Hurricane Katrina proved, unforgettably, that city dwellers exist in their packed density and enforced conformity to social norms only when their necessities and comforts are continually trucked in to them. When the city’s ability to import its sustenance is interrupted and the rule of law withdrawn, the various components of this tenuous society panic, run amok, and turn on one another. Only massive governmental intervention can prevent the wholesale meltdown of these crowded and antagonistic populations when accustomed diversions and official intimidation suddenly cease to exist.

This author’s fundamental flaw, like that of Marx, is an inability to understand, or at least acknowledge, the realities of human nature.

Michael Bunker

Michael Bunker calls himself a "Christian Agrarian Separatist" and draws inspiration for frugal living from the Bible.

Bunker curses our pursuit of happiness, or pleasure, as poisonous to the rural virtues he longs for: “I would say that almost 100% of the objections raised against Agrarian Separatism and Off-Grid Homesteading have as their root the inordinate love of COMFORT….” A related assertion claims, against all understanding of supply-and-demand and with an eerie semblance to the pabulum serving as propaganda in the “war on drugs,” that

If enough people were to pull out of the system and begin questioning all technology and rejecting most of it, then the industrial system that supports the massive sale of these addictive drugs at low cost will disappear.

By “drugs” Bunker here refers to addictions in general, whether to cocaine, concrete, the internet, internal combustion engines, or the other detritus of modern life.

How to secede from plutocracy

In his favor, Bunker supplies ample suggestions for those wishing, like him, to sever ties with our increasingly corrupt and unsustainable corporate hegemony.

Chapters detail the nuts-and-bolts of building a homestead, supplying water, growing and preserving food, providing on-site heat and light, and in short rejecting the false promises that consumerism forever dins in our collective ear: that Progress means a never-ending ascent to higher and greater levels of luxury and idleness, attainable through expensive goods that may be had only to those willing to submit their lives to the grindstones of today’s frantic urban workplace.

Cut loose, blast free, and light out for the territory, exhorts Bunker, where thou shalt find thy true calling.

The only problem with this reasonable suggestion is the awful fact that the territory is itself under mortal siege. Our open spaces, rural areas, wildlife habitat and untrammeled land are being steadily annihilated to create yet more housing, factories, roads and shopping opportunities for an ever expanding, ever demanding population base, dead set on having all that there is in the here and now.
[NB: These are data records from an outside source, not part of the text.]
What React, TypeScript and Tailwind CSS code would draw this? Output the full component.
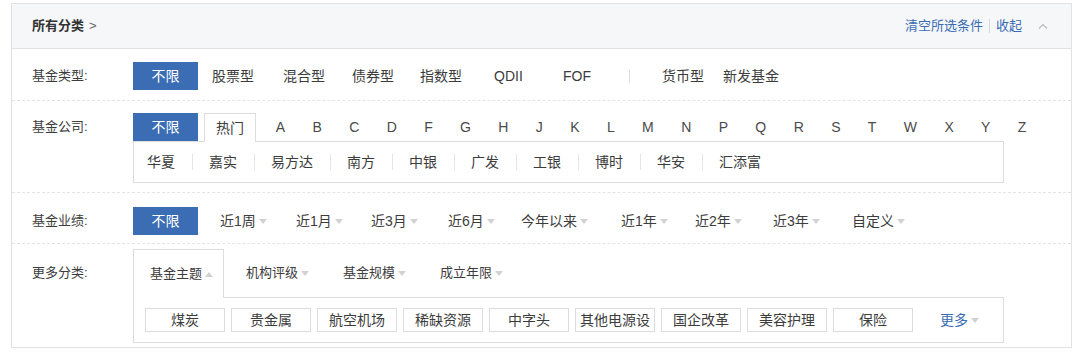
import React from "react";

const font = "font-['Liberation_Sans','Noto_Sans_CJK_SC',sans-serif]";

function Caret({ up }: { up?: boolean }) {
  if (up) {
    return <span className="ml-[3px] inline-block h-0 w-0 border-x-[4px] border-b-[5px] border-x-transparent border-b-[#d2d2d2]" />;
  }
  return <span className="ml-[3px] inline-block h-0 w-0 border-x-[4px] border-t-[5px] border-x-transparent border-t-[#d2d2d2]" />;
}

function AllButton() {
  return (
    <div className="flex h-[28px] w-[65px] shrink-0 items-center justify-center bg-[#3b6db5] text-[14px] text-white">
      不限
    </div>
  );
}

function Label({ children }: { children: React.ReactNode }) {
  return <div className="w-[121px] shrink-0 pl-[20px] text-[13px] text-[#3c3c3c]">{children}</div>;
}

const fundTypes = [
  { t: "股票型", w: "w-[71px]" },
  { t: "混合型", w: "w-[69px]" },
  { t: "债券型", w: "w-[68px]" },
  { t: "指数型", w: "w-[74px]" },
  { t: "QDII", w: "w-[69px]" },
  { t: "FOF", w: "w-[66px]" },
];

const letters = "ABCDFGHJKLMNPQRSTWXYZ".split("");

const hotCompanies = ["华夏", "嘉实", "易方达", "南方", "中银", "广发", "工银", "博时", "华安", "汇添富"];

const periods = [
  { t: "近1周", w: "w-[76px]" },
  { t: "近1月", w: "w-[75px]" },
  { t: "近3月", w: "w-[77px]" },
  { t: "近6月", w: "w-[73px]" },
  { t: "今年以来", w: "w-[100px]" },
  { t: "近1年", w: "w-[74px]" },
  { t: "近2年", w: "w-[78px]" },
  { t: "近3年", w: "w-[79px]" },
  { t: "自定义", w: "" },
];

const themes = ["煤炭", "贵金属", "航空机场", "稀缺资源", "中字头", "其他电源设", "国企改革", "美容护理", "保险"];

export default function App() {
  return (
    <div className={`min-h-[353px] bg-white pl-[11px] pt-[3px] text-[#3c3c3c] ${font}`}>
      <div className="w-[1061px] border border-[#e2e2e2]">
        {/* header */}
        <div className="flex h-[45px] items-center justify-between border-b border-[#e2e2e2] bg-[#f6f7f9] pl-[20px] pr-[23px]">
          <div className="text-[13px]">
            <span className="font-bold text-[#333]">所有分类</span>
            <span className="ml-[5px] text-[#666]">&gt;</span>
          </div>
          <div className="flex items-center text-[13px] text-[#3a6cb5]">
            <span>清空所选条件</span>
            <span className="mx-[6px] h-[14px] w-px bg-[#d9d9d9]" />
            <span>收起</span>
            <svg className="ml-[16px]" width="10" height="6" viewBox="0 0 10 6">
              <polyline points="1,5.5 5,1.5 9,5.5" fill="none" stroke="#bcbcbc" strokeWidth="1.2" />
            </svg>
          </div>
        </div>

        {/* 基金类型 */}
        <div className="flex items-center border-b border-dashed border-[#e4e4e4] pb-[10px] pt-[13px]">
          <Label>基金类型:</Label>
          <AllButton />
          <div className="ml-[14px] flex items-center text-[14px]">
            {fundTypes.map((f) => (
              <span key={f.t} className={f.w}>
                {f.t}
              </span>
            ))}
            <span className="h-[13px] w-px bg-[#dcdcdc]" />
            <span className="ml-[32px] w-[61px]">货币型</span>
            <span>新发基金</span>
          </div>
        </div>

        {/* 基金公司 */}
        <div className="flex items-start border-b border-dashed border-[#e4e4e4] pb-[9px] pt-[12px]">
          <div className="flex h-[28px] items-center">
            <Label>基金公司:</Label>
          </div>
          <div className="flex flex-col">
            <div className="flex h-[28px] items-start">
              <AllButton />
              <div className="relative z-10 ml-[6px] flex h-[29px] w-[52px] items-center justify-center border-x border-t border-[#dcdcdc] bg-white text-[14px]">
                热门
              </div>
              <div className="ml-[6px] flex h-[28px] items-center text-[14px] text-[#4a4a4a]">
                {letters.map((l) => (
                  <span key={l} className="px-[13.7px]">
                    {l}
                  </span>
                ))}
              </div>
            </div>
            <div className="flex h-[42px] w-[871px] items-center border border-[#dcdcdc] pl-[13px] text-[14px]">
              {hotCompanies.map((c, i) => (
                <React.Fragment key={c}>
                  {i > 0 && <span className="h-[16px] w-px bg-[#e6e6e6]" />}
                  <span className={i === 0 ? "pr-[16.5px]" : "px-[16.5px]"}>{c}</span>
                </React.Fragment>
              ))}
            </div>
          </div>
        </div>

        {/* 基金业绩 */}
        <div className="flex items-center border-b border-dashed border-[#e4e4e4] pb-[8px] pt-[14px]">
          <Label>基金业绩:</Label>
          <AllButton />
          <div className="ml-[22px] flex items-center text-[14px]">
            {periods.map((p) => (
              <span key={p.t} className={`flex items-center ${p.w}`}>
                {p.t}
                <Caret />
              </span>
            ))}
          </div>
        </div>

        {/* 更多分类 */}
        <div className="flex items-start pb-[4px] pt-[5px]">
          <div className="flex h-[48px] items-center">
            <Label>更多分类:</Label>
          </div>
          <div className="flex flex-col">
            <div className="flex h-[48px] items-start text-[13px]">
              <div className="relative z-10 flex h-[49px] items-center border-x border-t border-[#dcdcdc] bg-white pl-[16px] pr-[10px]">
                基金主题
                <Caret up />
              </div>
              {["机构评级", "基金规模", "成立年限"].map((t) => (
                <div key={t} className="flex h-[48px] items-center pl-[22px] pr-[12px]">
                  {t}
                  <Caret />
                </div>
              ))}
            </div>
            <div className="flex w-[871px] items-center border border-[#dcdcdc] pb-[10px] pl-[11px] pt-[10px] text-[14px]">
              {themes.map((t, i) => (
                <span
                  key={t}
                  className={`flex h-[24px] w-[80px] items-center justify-center border border-[#dcdcdc] ${i > 0 ? "ml-[6px]" : ""}`}
                >
                  {t}
                </span>
              ))}
              <span className="ml-[27px] flex items-center text-[#3a6cb5]">
                更多
                <Caret />
              </span>
            </div>
          </div>
        </div>
      </div>
    </div>
  );
}
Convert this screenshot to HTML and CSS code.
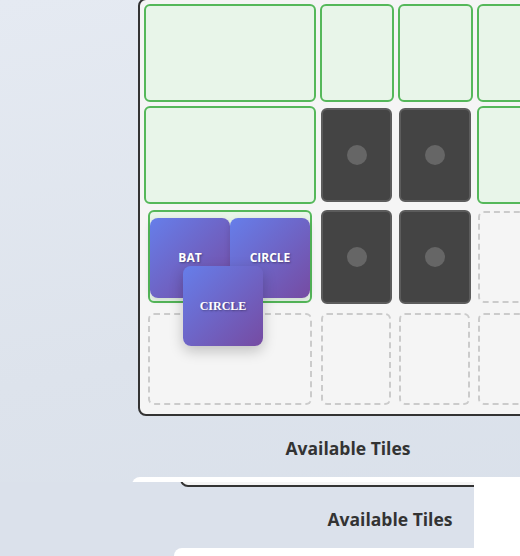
FILE: index.html
```html
<!DOCTYPE html>
<html>
<head>
<meta charset="utf-8">
<link rel="stylesheet" href="styles.css">
</head>
<body>
<div class="scene">
  <div class="board">
    <div class="grid">
      <div class="cell done"></div>
      <div class="cell done"></div>
      <div class="cell done"></div>
      <div class="cell done"></div>

      <div class="cell done"></div>
      <div class="cell filled"><span class="dot"></span></div>
      <div class="cell filled"><span class="dot"></span></div>
      <div class="cell done"></div>

      <div class="cell done target">
        <div class="tile">BAT</div>
        <div class="tile">CIRCLE</div>
      </div>
      <div class="cell filled"><span class="dot"></span></div>
      <div class="cell filled"><span class="dot"></span></div>
      <div class="cell empty"></div>

      <div class="cell empty wide-empty"></div>
      <div class="cell empty"></div>
      <div class="cell empty"></div>
      <div class="cell empty"></div>
    </div>
  </div>
  <h2 class="heading">Available Tiles</h2>
  <div class="panel"></div>
</div>

<div class="ghost">
  <div class="scene shifted">
    <div class="board">
      <div class="grid-space"></div>
    </div>
    <h2 class="heading">Available Tiles</h2>
    <div class="panel"></div>
  </div>
</div>

<div class="tile dragging">CIRCLE</div>
</body>
</html>
```

FILE: styles.css
```css
html, body {
  margin: 0;
  padding: 0;
}
body {
  width: 520px;
  height: 556px;
  overflow: hidden;
  position: relative;
  background: linear-gradient(170deg, #e5eaf2 0%, #dde3ec 60%, #d9e0ea 100%);
  font-family: "Open Sans", "Liberation Sans", sans-serif;
}
.scene {
  width: 432px;
  margin-left: 132px;
  margin-top: -2px;
}
.board {
  margin: 0 6px;
  border: 2px solid #333;
  border-radius: 8px;
  background: #f5f5f5;
  padding: 4px 4px 6px;
}
.grid {
  display: grid;
  grid-template-columns: 172px 74px 75px 75px;
  grid-template-rows: repeat(4, 98px);
  gap: 4px;
}
.grid-space {
  height: 404px;
}
.cell {
  box-sizing: border-box;
  border-radius: 6px;
  position: relative;
}
.done {
  background: #e8f5e9;
  border: 2px solid #55b85a;
}
.filled {
  margin: 2px 2px 2px 1px;
  background: #444;
  border: 2px solid #5c5c5c;
  display: flex;
  align-items: center;
  justify-content: center;
}
.dot {
  width: 20px;
  height: 20px;
  border-radius: 50%;
  background: #666;
}
.empty {
  margin: 3px 3px 3px 1px;
  border: 2px dashed #cbcbcb;
}
.wide-empty {
  margin: 3px 4px 3px 4px;
}
.target {
  margin: 2px 4px 3px 4px;
  display: flex;
  align-items: center;
}
.tile {
  width: 80px;
  height: 80px;
  flex: none;
  border-radius: 8px;
  background: linear-gradient(135deg, #667eea 0%, #764ba2 100%);
  color: #fff;
  font-weight: 700;
  font-size: 12px;
  display: flex;
  align-items: center;
  justify-content: center;
  text-shadow: 1px 1px 2px rgba(0, 0, 0, 0.35);
  box-shadow: 0 2px 6px rgba(0, 0, 0, 0.12);
}
.target .tile {
  margin-top: 2px;
}
.dragging {
  position: absolute;
  left: 183px;
  top: 266px;
  font-family: "Liberation Serif", serif;
  font-size: 12px;
  box-shadow: 0 5px 14px rgba(0, 0, 0, 0.22);
}
.heading {
  margin: 20px 0 17px;
  text-align: center;
  font-size: 17.5px;
  line-height: 24px;
  font-weight: 700;
  color: #333;
}
.panel {
  height: 220px;
  background: #fff;
  border-radius: 8px;
}
.ghost {
  position: absolute;
  left: 0;
  top: 482px;
  width: 474px;
  height: 74px;
  overflow: hidden;
  background: #dbe1eb;
}
.shifted {
  margin-left: 174px;
  margin-top: -413px;
}
```
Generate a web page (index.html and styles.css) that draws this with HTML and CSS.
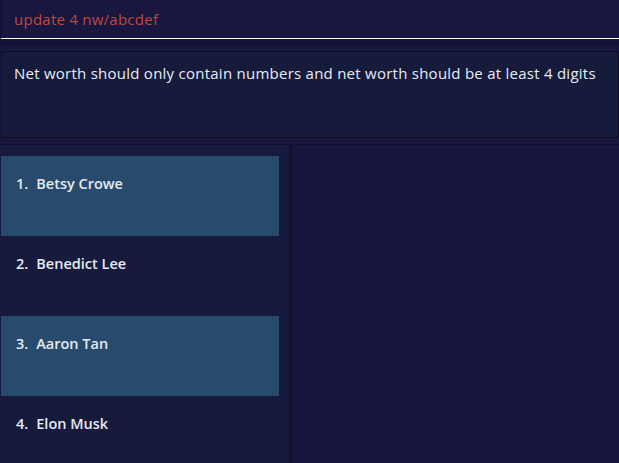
FILE: index.html
```html
<!DOCTYPE html>
<html>
<head>
<meta charset="utf-8">
<link rel="stylesheet" href="styles.css">
</head>
<body>
<div class="app">
  <div class="command-box">
    <div class="command-text">update 4 nw/abcdef</div>
  </div>
  <div class="separator"></div>
  <div class="result-box">
    <div class="result-text">Net worth should only contain numbers and net worth should be at least 4 digits</div>
  </div>
  <div class="main">
    <div class="list-panel">
      <div class="cell selected"><span class="idx">1.</span><span class="name">Betsy Crowe</span></div>
      <div class="cell"><span class="idx">2.</span><span class="name">Benedict Lee</span></div>
      <div class="cell selected"><span class="idx">3.</span><span class="name">Aaron Tan</span></div>
      <div class="cell"><span class="idx">4.</span><span class="name">Elon Musk</span></div>
    </div>
    <div class="divider"></div>
    <div class="detail-panel"></div>
  </div>
</div>
</body>
</html>
```
FILE: styles.css
```css
html, body {
  margin: 0;
  padding: 0;
  height: 100%;
  overflow: hidden;
}
body {
  background: #18173f;
  font-family: "Open Sans", "Noto Sans", sans-serif;
}
.app {
  display: flex;
  flex-direction: column;
  height: 463px;
}
.command-box {
  height: 38px;
  border-left: 2px solid #121131;
  border-bottom: 1px solid #ffffff;
  background: #18173f;
  display: flex;
  align-items: center;
  padding-left: 12px;
  box-sizing: content-box;
  flex: none;
}
.command-text {
  color: #c2463f;
  font-size: 15px;
  letter-spacing: 0.25px;
  line-height: 20px;
}
.separator {
  height: 5px;
  flex: none;
  background: #151436;
  border-bottom: 1px solid #100f2c;
  margin-bottom: 6px;
}
.result-box {
  height: 87px;
  background: #161b3c;
  border: 1px solid #0f0e2a;
  margin-left: 1px;
  padding: 11px 0 0 12px;
  box-sizing: border-box;
  flex: none;
}
.result-text {
  color: #e8ecf5;
  font-size: 15px;
  line-height: 20px;
  letter-spacing: 0.25px;
  white-space: nowrap;
}
.main {
  margin-top: 6px;
  border-top: 1px solid #100f2c;
  flex: 1;
  display: flex;
  min-height: 0;
}
.list-panel {
  width: 289px;
  background: #161a3c;
  padding: 11px 10px 0 1px;
  box-sizing: border-box;
  display: flex;
  flex-direction: column;
  overflow: hidden;
}
.cell {
  height: 80px;
  flex: none;
  padding: 18px 0 0 15px;
  box-sizing: border-box;
  color: #e6e9f0;
  font-size: 14.5px;
  line-height: 20px;
  font-weight: 600;
  display: flex;
}
.cell.selected {
  background: #284b6d;
}
.idx {
  margin-right: 8px;
}
.divider {
  width: 3px;
  background: #100f2c;
}
.detail-panel {
  flex: 1;
  background: #18163f;
}
```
–Bill Funk for Transition Voice

About William Funk

A hunter, angler, and environmentalist from childhood, William H. Funk has made the protection of the natural world his chosen field of work. As an attorney, he has spent years working for non-profits and state and federal government to preserve wildlife habitat and native ecosystems. Over the past six years Bill has published articles on law and the environment in several national magazines, and most recently he has begun to explore documentary filmmaking as another powerful means of presenting the beauty, wonder and fragility of the natural world to the public.

Comments

  1. Auntiegrav says:

    Thanks for the review. It is good to illustrate the shortcomings of passionately following a path without letting some alternative ideas into one’s life.

    Bunker fails to connect to reality on two points: First, using the Bible for one’s guidance is equivalent to following the advertisements on TV as your moral code. It’s a sales pitch for supremacists. By shifting the focus of supremacy to an undefinable entity, the priests and royalty of history have always managed to get the public’s attention and coerce them through the various marketing sciences into doing what is not in their own best interest as individuals or as a species. The purpose of missionaries is to teach the natives not to eat the salesmen that inevitably follow them.

    His second failure is the failure to realize that frugality is only the first step. Though his actions and skill emphasis point to something more, his mind has not caught up with his hands. The hands know this: that we must be useful over and above what we consume. Frugality is important because it reduces our production burden, but it isn’t a goal. The goal is to be useful to our (and everything connected to us’) futures. The future truly is what we create it to be, but only if we create or be more to it than we consume of its resources.
    Again, Raj Patel got it right when he said, “The opposite of consumption is not frugality, it is generosity.”
    Whether people live in cabins, towns or cities, they need to be living generously with the things and other people around them. This is an aspect of the social contract that extends to nonsocial situations. We are often told that everything is connected, but not that we are responsible to everything we are connected with, in order to be more than consumptive. In other words, we have to give more than we take or we are worthless to the universe, and will die off. On a more local bent, that means that if people in a city are useful to each other, and they experience a disaster, they will simply seek different ways to be useful under different conditions, but a system of positive contribution will not collapse because of changing circumstances. This is what it means to “fit” your environment.
    Separatism is not the answer unless you want your species to commit suicide individually rather than the current paradigm of collective suicide by consumption.